Sort of. The problem is that we need two matching copies of the diff:
one to apply, and one to show the user. They don't need to be
byte-for-byte identical, but they should correlate at the level of
individual lines. And the "one to apply" can take on some user-selected
options, as long as the result can still be applied.

> So why not introduce a new option to `diff-files` and `diff-index` to ask
> it _specifically_ to heed diff UI config settings?

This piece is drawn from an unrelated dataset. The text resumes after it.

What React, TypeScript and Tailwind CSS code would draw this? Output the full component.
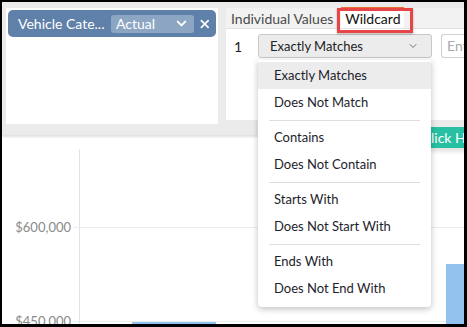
import { ChevronDown, X } from "lucide-react"

const groups = [
  ["Exactly Matches", "Does Not Match"],
  ["Contains", "Does Not Contain"],
  ["Starts With", "Does Not Start With"],
  ["Ends With", "Does Not End With"],
]

export default function App() {
  return (
    <div
      className="relative w-[467px] h-[327px] overflow-hidden border-black border-l-2 border-t-2 border-r-[3px] border-b-[3px] bg-white text-[14px]"
      style={{ fontFamily: "Lato, 'Open Sans', sans-serif" }}
    >
      {/* Filter strip */}
      <div className="flex h-[133px] gap-2 bg-[#ebebeb] px-[4px] pt-[6px] shadow-[0_2px_2px_rgba(0,0,0,0.12)]">
        {/* Left card */}
        <div className="h-[116px] w-[212px] shrink-0 bg-white p-[2px]">
          <div className="flex h-[27px] items-center rounded-[5px] bg-[#5f80a8] pl-[10px] pr-[4px] text-white">
            <span className="w-[93px] shrink-0 leading-none">Vehicle Cate...</span>
            <div className="flex h-[18px] w-[86px] items-center justify-between rounded-[3px] bg-[#8ca5c3] pl-[5px] pr-[5px]">
              <span className="leading-none">Actual</span>
              <ChevronDown className="h-[15px] w-[15px]" strokeWidth={3.2} />
            </div>
            <X className="ml-[4px] h-[14px] w-[14px]" strokeWidth={3} />
          </div>
        </div>

        {/* Right panel */}
        <div className="flex h-[112px] flex-1 flex-col bg-white">
          <div className="flex h-[21px] items-end border-b border-[#e2e2e2] bg-[#f2f2f2] pl-[5px] text-[#4a4a4a]">
            <span className="pb-[2px] leading-none">Individual Values</span>
            <div className="ml-[8px] flex h-[21px] w-[63px] shrink-0 items-center justify-center border-t-2 border-[#e8743b] bg-white text-[#111]">
              <span className="leading-none">Wildcard</span>
            </div>
          </div>
          <div className="mt-[5px] flex items-center text-[13px]">
            <span className="w-[32px] pl-[8px] text-[14px] text-[#222]">1</span>
            <div className="flex h-[24px] w-[174px] shrink-0 items-center justify-between rounded-[3px] border border-[#c8c8c8] bg-[#ececec] pl-[11px] pr-[12px] text-[#222]">
              <span className="leading-none">Exactly Matches</span>
              <ChevronDown className="h-[12px] w-[12px] text-[#777]" strokeWidth={2} />
            </div>
            <div className="ml-[9px] flex h-[24px] flex-1 items-center overflow-hidden rounded-l-[3px] border border-r-0 border-[#d0d0d0] pl-[5px] text-[14px] text-[#aaa]">
              <span className="leading-none whitespace-nowrap">Ent</span>
            </div>
          </div>
        </div>
      </div>

      {/* Annotation box round the Wildcard tab */}
      <div className="pointer-events-none absolute left-[335px] top-[6px] h-[25px] w-[76px] border-[3px] border-[#e84646] shadow-[0_1px_2px_rgba(0,0,0,0.3)]" />

      {/* Chart */}
      <div className="relative h-[189px]">
        <span className="absolute right-[393px] top-[86px] text-[13px] leading-none text-[#8a8a8a]">$600,000</span>
        <span className="absolute right-[393px] top-[180px] text-[13px] leading-none text-[#8a8a8a]">$450,000</span>
        <div className="absolute left-[77px] top-[14px] bottom-0 w-px bg-[#e2e2e2]" />
        <div className="absolute left-[71px] right-0 top-[92px] h-px bg-[#ececec]" />
        <div className="absolute left-[71px] right-0 top-[186px] h-px bg-[#ececec]" />
        <div className="absolute bottom-0 left-[130px] h-[2px] w-[84px] bg-[#91c3ee]" />
        <div className="absolute bottom-0 right-0 h-[60px] w-[18px] bg-[#91c3ee]" />
      </div>

      {/* Teal button behind menu */}
      <div className="absolute left-[428px] top-[125px] flex h-[21px] w-[40px] items-center bg-[#27c0a2] pl-[1px] text-white shadow-[0_4px_3px_rgba(0,0,0,0.1)]">
        <span className="leading-none">lick H</span>
      </div>

      {/* Dropdown menu */}
      <div className="absolute left-[256px] top-[58px] w-[173px] rounded-b-[4px] bg-white pb-[5px] pt-[2px] text-[13px] text-[#1d1d2b] shadow-[0_2px_6px_rgba(0,0,0,0.25)]">
        {groups.map((g, i) => (
          <div key={i}>
            {i > 0 && <div className="mx-[11px] mt-[4px] mb-[3px] h-px bg-[#dedede]" />}
            {g.map((item, j) => (
              <div
                key={item}
                className={`flex h-[27px] items-center pl-[16px] ${i === 0 && j === 0 ? "bg-[#ececec]" : ""}`}
              >
                <span className="leading-none">{item}</span>
              </div>
            ))}
          </div>
        ))}
      </div>
    </div>
  )
}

I.e. a command-line
> option that makes it call
> 
>         git_config(git_diff_ui_config, NULL);
> 
> instead of
> 
>         git_config(git_diff_basic_config, NULL); /* no "diff" UI options */

Would you pass that option to both of the diff calls, or just the one
generating the human-readable input?

If just the human-readable one, then many options that change the line
count would be problems: diff.context, diff.interhunkcontext,
diff.orderfile, etc.

If both, then some options would be problematic for applying. Just
looking over the list, these jump out at me:

  - color.diff=always would obviously be an issue (though TBH I think
    anybody doing that is inviting a lot of breakages anyway)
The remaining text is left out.